Written instruction —
Scan the lines below; pull out those with "screenshot".

Supplied entries —
+===+
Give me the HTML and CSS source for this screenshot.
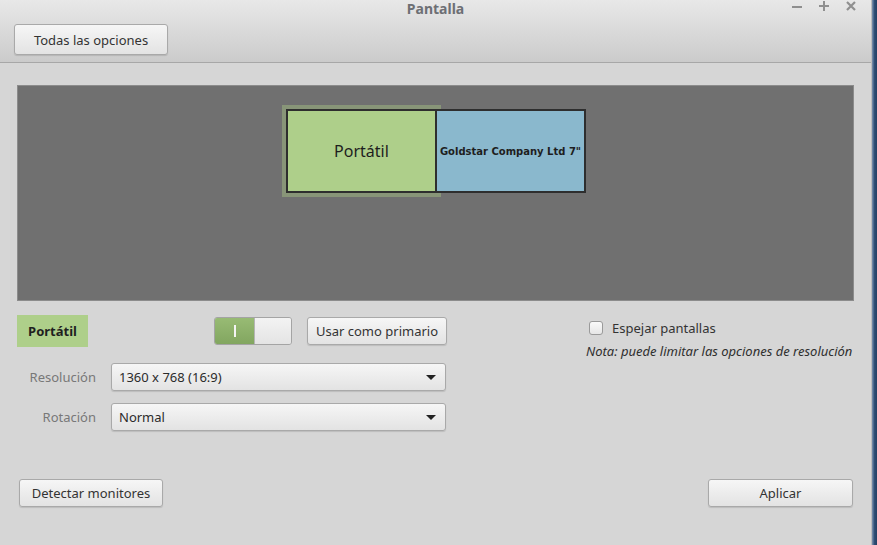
FILE: index.html
```html
<!DOCTYPE html>
<html lang="es">
<head>
<meta charset="utf-8">
<title>Pantalla</title>
<link rel="stylesheet" href="styles.css">
</head>
<body>
<div class="screen">
  <div class="window">
    <header class="titlebar">
      <div class="title-row">
        <span></span>
        <span class="title">Pantalla</span>
        <div class="wm-buttons">
          <svg class="wm" width="12" height="12" viewBox="0 0 12 12"><path d="M1 7h10" stroke="#8f8f8f" stroke-width="2"/></svg>
          <svg class="wm" width="12" height="12" viewBox="0 0 12 12"><path d="M1 6h10M6 1v10" stroke="#8f8f8f" stroke-width="2"/></svg>
          <svg class="wm" width="12" height="12" viewBox="0 0 12 12"><path d="M2 2l8 8M10 2l-8 8" stroke="#8f8f8f" stroke-width="2.2"/></svg>
        </div>
      </div>
      <button class="btn btn-all">Todas las opciones</button>
    </header>

    <main class="content">
      <div class="canvas">
        <div class="monitor monitor-laptop">Portátil</div>
        <div class="monitor monitor-ext">Goldstar Company Ltd 7"</div>
      </div>

      <section class="settings">
        <div class="left">
          <div class="row-top">
            <div class="name-tag">Portátil</div>
            <div class="row-top-actions">
              <div class="switch">
                <span class="switch-on"><span class="switch-mark"></span></span>
                <span class="switch-off"></span>
              </div>
              <button class="btn btn-primary">Usar como primario</button>
            </div>
          </div>
          <div class="form-grid">
            <span class="field-label">Resolución</span>
            <div class="combo"><span>1360 x 768 (16:9)</span><span class="arrow"></span></div>
            <span class="field-label">Rotación</span>
            <div class="combo"><span>Normal</span><span class="arrow"></span></div>
          </div>
        </div>
        <div class="right">
          <label class="check-row"><span class="checkbox"></span><span>Espejar pantallas</span></label>
          <p class="note">Nota: puede limitar las opciones de resolución</p>
        </div>
      </section>

      <footer class="footer">
        <button class="btn btn-detect">Detectar monitores</button>
        <button class="btn btn-apply">Aplicar</button>
      </footer>
    </main>
  </div>
  <div class="desktop-edge"></div>
</div>
</body>
</html>
```

FILE: styles.css
```css
html, body {
  margin: 0;
  padding: 0;
}

body {
  width: 877px;
  height: 545px;
  overflow: hidden;
  font-family: "Noto Sans", "DejaVu Sans", sans-serif;
  font-size: 13px;
  color: #333333;
}

.screen {
  display: flex;
  height: 545px;
}

.window {
  width: 871px;
  flex-shrink: 0;
  background: #d6d6d6;
  border-right: 1px solid #bdbdbd;
  display: flex;
  flex-direction: column;
}

.desktop-edge {
  flex: 1;
  background: linear-gradient(to right, #7d93b0, #2f4e75 50%, #233f63);
}

/* Title bar */
.titlebar {
  height: 62px;
  background: linear-gradient(#e8e8e8, #cbcbcb);
  border-bottom: 1px solid #a7a7a7;
  box-sizing: content-box;
}

.title-row {
  display: grid;
  grid-template-columns: 1fr auto 1fr;
  align-items: center;
  height: 17px;
}

.title {
  font-weight: bold;
  font-size: 14px;
  color: #6d6f74;
  line-height: 17px;
}

.wm-buttons {
  display: flex;
  justify-content: flex-end;
  align-items: flex-start;
  gap: 15px;
  padding-right: 14px;
  height: 17px;
}

.wm {
  display: block;
}

/* Buttons */
.btn {
  font-family: "Noto Sans", "DejaVu Sans", sans-serif;
  font-size: 13px;
  color: #333333;
  background: linear-gradient(#f6f6f6, #e3e3e3);
  border: 1px solid #a9a9a9;
  border-radius: 3px;
  box-shadow: 0 1px 1px rgba(0, 0, 0, 0.12);
  padding: 0;
  height: 28px;
  cursor: default;
}

.btn-all {
  margin: 7px 0 0 14px;
  width: 154px;
  height: 31px;
}

/* Content */
.content {
  padding: 22px 17px 0 17px;
  display: flex;
  flex-direction: column;
}

.canvas {
  position: relative;
  height: 216px;
  background: #707070;
  border: 1px solid #8c8c8c;
  box-sizing: border-box;
}

.monitor {
  position: absolute;
  top: 23px;
  height: 84px;
  box-sizing: border-box;
  border: 2px solid #2e2e2e;
  display: flex;
  align-items: center;
  justify-content: center;
  color: #1e1e1e;
}

.monitor-laptop {
  left: 268px;
  width: 151px;
  background: #aecf8a;
  font-size: 16px;
  box-shadow: 0 0 0 4px rgba(170, 200, 130, 0.42);
}

.monitor-ext {
  left: 417px;
  width: 151px;
  background: #8ab8cd;
  font-family: "DejaVu Sans", sans-serif;
  font-weight: bold;
  font-size: 10px;
  white-space: nowrap;
  z-index: 1;
}

/* Settings */
.settings {
  display: flex;
  justify-content: space-between;
  margin-top: 14px;
}

.left {
  width: 430px;
}

.row-top {
  display: flex;
  justify-content: space-between;
  align-items: center;
  height: 32px;
}

.name-tag {
  width: 71px;
  height: 32px;
  background: #aecf8a;
  font-weight: bold;
  font-size: 13px;
  display: flex;
  align-items: center;
  justify-content: center;
  color: #1f1f1f;
}

.row-top-actions {
  display: flex;
  gap: 15px;
  align-items: center;
}

.switch {
  display: flex;
  width: 78px;
  height: 28px;
  box-sizing: border-box;
  border: 1px solid #a4a4a4;
  border-radius: 3px;
  overflow: hidden;
}

.switch-on {
  width: 39px;
  background: linear-gradient(#98bb74, #82a660);
  display: flex;
  align-items: center;
  justify-content: center;
}

.switch-mark {
  width: 2px;
  height: 12px;
  background: #f4f4f4;
}

.switch-off {
  flex: 1;
  background: linear-gradient(#f3f3f3, #e4e4e4);
  border-left: 1px solid #b5b5b5;
}

.btn-primary {
  width: 140px;
}

.form-grid {
  display: grid;
  grid-template-columns: 79px 335px;
  column-gap: 15px;
  row-gap: 12px;
  margin-top: 16px;
  align-items: center;
}

.field-label {
  text-align: right;
  color: #787878;
}

.combo {
  height: 28px;
  box-sizing: border-box;
  background: linear-gradient(#f6f6f6, #e3e3e3);
  border: 1px solid #a9a9a9;
  border-radius: 3px;
  box-shadow: 0 1px 1px rgba(0, 0, 0, 0.12);
  display: flex;
  align-items: center;
  justify-content: space-between;
  padding: 0 9px 0 7px;
  color: #2b2b2b;
}

.arrow {
  width: 0;
  height: 0;
  border-left: 5px solid transparent;
  border-right: 5px solid transparent;
  border-top: 5px solid #222222;
}

.right {
  width: 268px;
  padding-top: 6px;
}

.check-row {
  display: flex;
  align-items: center;
  gap: 9px;
  margin-left: 3px;
  height: 14px;
}

.checkbox {
  width: 14px;
  height: 14px;
  box-sizing: border-box;
  border: 1px solid #9a9a9a;
  border-radius: 3px;
  background: linear-gradient(#fafafa, #e6e6e6);
}

.note {
  margin: 8px 0 0 0;
  font-style: italic;
  font-size: 13px;
  line-height: 16px;
  color: #2f2f2f;
  white-space: nowrap;
}

/* Footer */
.footer {
  display: flex;
  justify-content: space-between;
  margin-top: 48px;
  padding-left: 2px;
}

.btn-detect {
  width: 144px;
}

.btn-apply {
  width: 145px;
  margin-right: 1px;
}
```
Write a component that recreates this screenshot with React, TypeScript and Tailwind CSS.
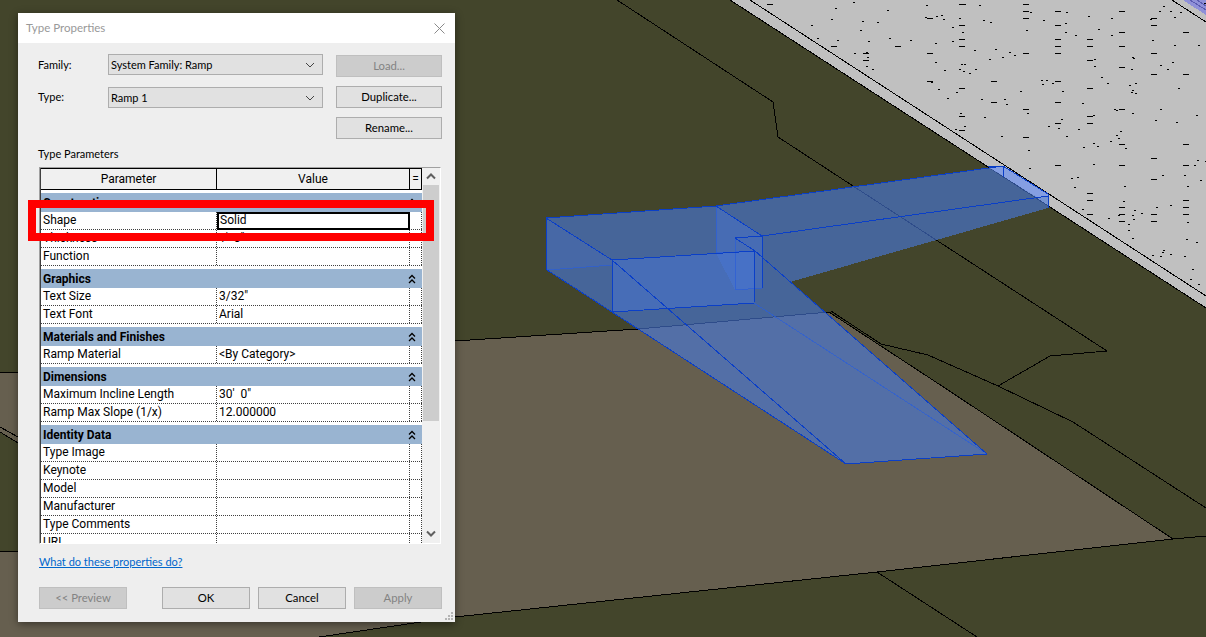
+===+
Answer to this task —
Give me the HTML and CSS source for this screenshot.
Write a component that recreates this screenshot with React, TypeScript and Tailwind CSS.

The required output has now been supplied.